Dudú, el pastor alemán que cuida de las ovejas, ladra en cuanto un desconocido se asoma. Beto y Paparulo son las estrellas del establo que comparten con otras 38 ovejas: han ganado todas las medallas y premios de las ferias ganaderas de los últimos dos años. Tras la caída de la artesanía por la llegada de productos chinos, Quintín experimentó con las ovejas. Al poco tiempo, y para diversificar su economía, decidió que también sería carpintero. No quería depender únicamente del campo y los animales. Pidió un préstamo y compró máquinas. Tras unos cuantos cortes y heridas, ya construía muebles en el taller La Tablita.

Quintín, frente al pequeño reino que ha creado, imagina su futuro antes de llegar a los 60 porque “la fuerza ya no es la misma con los años”. Enumera sus deseos. 1) Acondicionar los bungalós que ha construido en la zona alta de sus terrenos para recibir a gentes de todas partes del mundo. 2) Construir una escuela privada porque la última huelga nacional de maestros dejó a los niños sin clases durante más de un mes.

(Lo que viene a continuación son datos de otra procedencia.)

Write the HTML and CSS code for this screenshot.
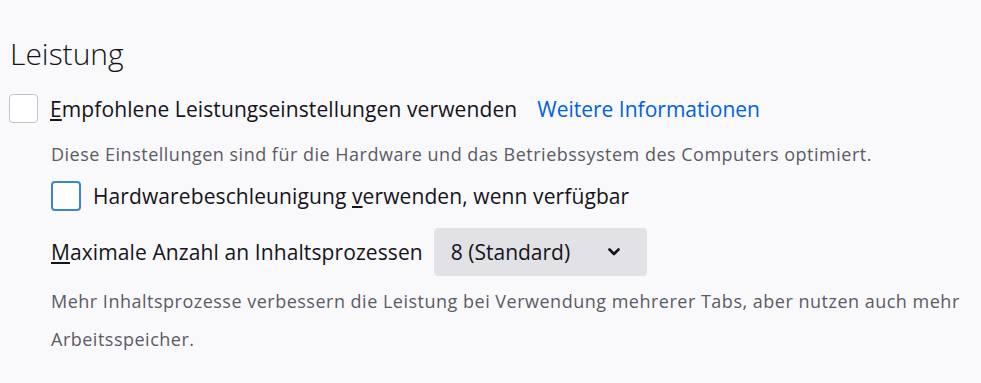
FILE: index.html
```html
<!DOCTYPE html>
<html lang="de">
<head>
    <meta charset="UTF-8">
    <title>Leistung</title>
    <link rel="stylesheet" href="styles.css">
</head>
<body>
    <section class="pane">
        <h1 class="pane-title">Leistung</h1>

        <label class="check-row">
            <span class="check-box"></span>
            <span class="check-label"><u>E</u>mpfohlene Leistungseinstellungen verwenden</span>
            <a class="learn-more" href="#">Weitere Informationen</a>
        </label>

        <div class="indent">
            <p class="note">Diese Einstellungen sind für die Hardware und das Betriebssystem des Computers optimiert.</p>

            <label class="check-row sub">
                <span class="check-box focused"></span>
                <span class="check-label">Hardwarebeschleunigung <u>v</u>erwenden, wenn verfügbar</span>
            </label>

            <div class="select-row">
                <span class="select-label"><u>M</u>aximale Anzahl an Inhaltsprozessen</span>
                <div class="select-box">
                    <span>8 (Standard)</span>
                    <svg class="chevron" width="12" height="8" viewBox="0 0 12 8">
                        <path d="M1.5 1.5 L6 6 L10.5 1.5" fill="none" stroke="#15141a" stroke-width="2.6" stroke-linecap="round" stroke-linejoin="round"/>
                    </svg>
                </div>
            </div>

            <p class="note long">Mehr Inhaltsprozesse verbessern die Leistung bei Verwendung mehrerer Tabs, aber nutzen auch mehr Arbeitsspeicher.</p>
        </div>
    </section>
</body>
</html>
```

FILE: styles.css
```css
body {
    margin: 0;
    background-color: #f9f9fb;
    color: #15141a;
    font-family: "Open Sans", "Noto Sans", sans-serif;
    font-size: 21px;
}

.pane {
    padding: 30px 0 0 9px;
}

.pane-title {
    margin: 0 0 16px 1px;
    font-size: 30px;
    font-weight: 300;
    line-height: 48px;
}

.check-row {
    display: flex;
    align-items: center;
    gap: 12px;
}

.check-box {
    width: 27px;
    height: 27px;
    border: 1px solid #c3c3c8;
    border-radius: 4px;
    background: #ffffff;
    flex: none;
}

.check-box.focused {
    width: 26px;
    height: 26px;
    border: 2px solid #3b84d8;
}

.check-label,
.select-label {
    letter-spacing: 0.1px;
}

.learn-more {
    margin-left: 8px;
    color: #0061e0;
    text-decoration: none;
}

.indent {
    padding-left: 42px;
}

.note {
    margin: 12px 0 0;
    font-size: 18px;
    color: #5b5b66;
    line-height: 38px;
    letter-spacing: 0.5px;
}

.check-row.sub {
    margin-top: 8px;
}

.select-row {
    display: flex;
    align-items: center;
    gap: 11px;
    margin-top: 17px;
}

.select-box {
    display: flex;
    align-items: center;
    justify-content: space-between;
    width: 213px;
    height: 48px;
    padding: 0 27px 0 17px;
    box-sizing: border-box;
    background: #e2e2e6;
    border-radius: 4px;
}

.note.long {
    margin-top: 6px;
    max-width: 920px;
}
```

Cientos de miles de turistas transitan anualmente por el Valle Sagrado de los Incas rumbo a Machu Picchu. Durante el viaje, muchos de ellos tomarán el desvío hacia Písac, conocido por su colorido mercadillo y restos arqueológicos, pero con toda seguridad ninguno seguirá el desvío de tierra sin carteles que, tras un remolino de curvas, conduce a Cuyo Grande. Ningún turista, por lo tanto, tendrá la oportunidad de conocer a Quintín Quispe ni de visitar el mundo que ha creado con sus propias manos. No todavía.